I love Darmok and Jalad as much as the next Tamarian, but sometimes it can be refreshing to strip away story and try to look at human behavior through a different lens, one in which we are all just reactive beings responding to things in whatever ways suit us in the moment.

What’s doubly hurt Don’t Look Up for me was seeing the Netflix special Death to 2021; a satirical mockumentary / round up of the events of last year.
e.g. Tracey Ullman as Jeanine Pirro Madison Madison was particularly on point. (I can’t find a clip but here’s a pic).

I know the two movies are not trying to do the same thing, but the former could have done with a bit more of the latter’s special sauce.

I was drinking while watching, but… Weren’t they trying to blow up the comet so small pieces would land without killing too many people? That sounds realistic to me.

Force = mass * acceleration. The asteroid is traveling at a specific speed and will decelerate to 0 when it hits earth, so that part of the equation is set. The asteroid has a specific mass.

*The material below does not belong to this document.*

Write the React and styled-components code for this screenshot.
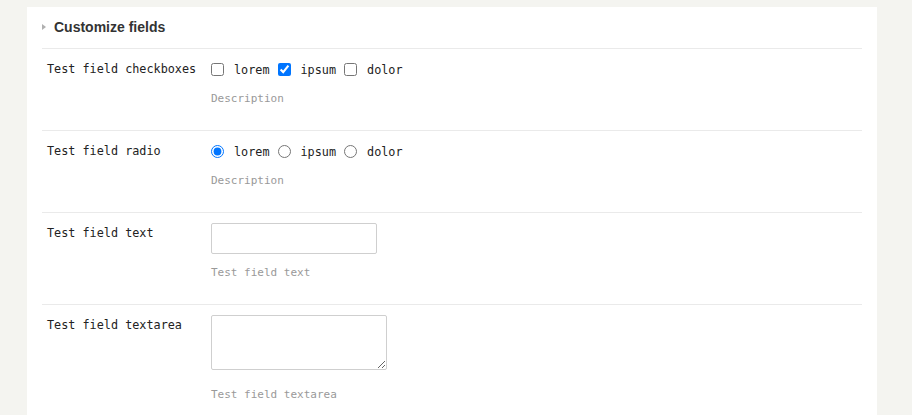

Whether you hit that big mass into the planet all at once, or chop it up into a hundred pieces, or even vaporize it into powder - all that mass is still there, and will hit with the same force.

Now you COULD chop the asteroid up into a bunch of pieces far back along its trajectory and have them hit over a longer period of time, but in the movie they waited until the last possible moment to split up the asteroid, so that’s not what they were doing.

I wasn’t clear. “without killing too many people” was the part I thought was realistic.

Weren’t they going to pay off Chile to let a huge tidal wave hit them?

Also, that whole “worth trillions of dollars” bit bothered me. Obviously, if you suddenly discovered a mountain composed of gold, platinum, silver and other valuable metals, the market prices for those metals would crash.

A company that makes smart phones out of those metals wants the prices to drop. More profit on each phone if the raw materials are cheaper.

Yeah, but wouldn’t the explosion change the trajectory of the individual pieces?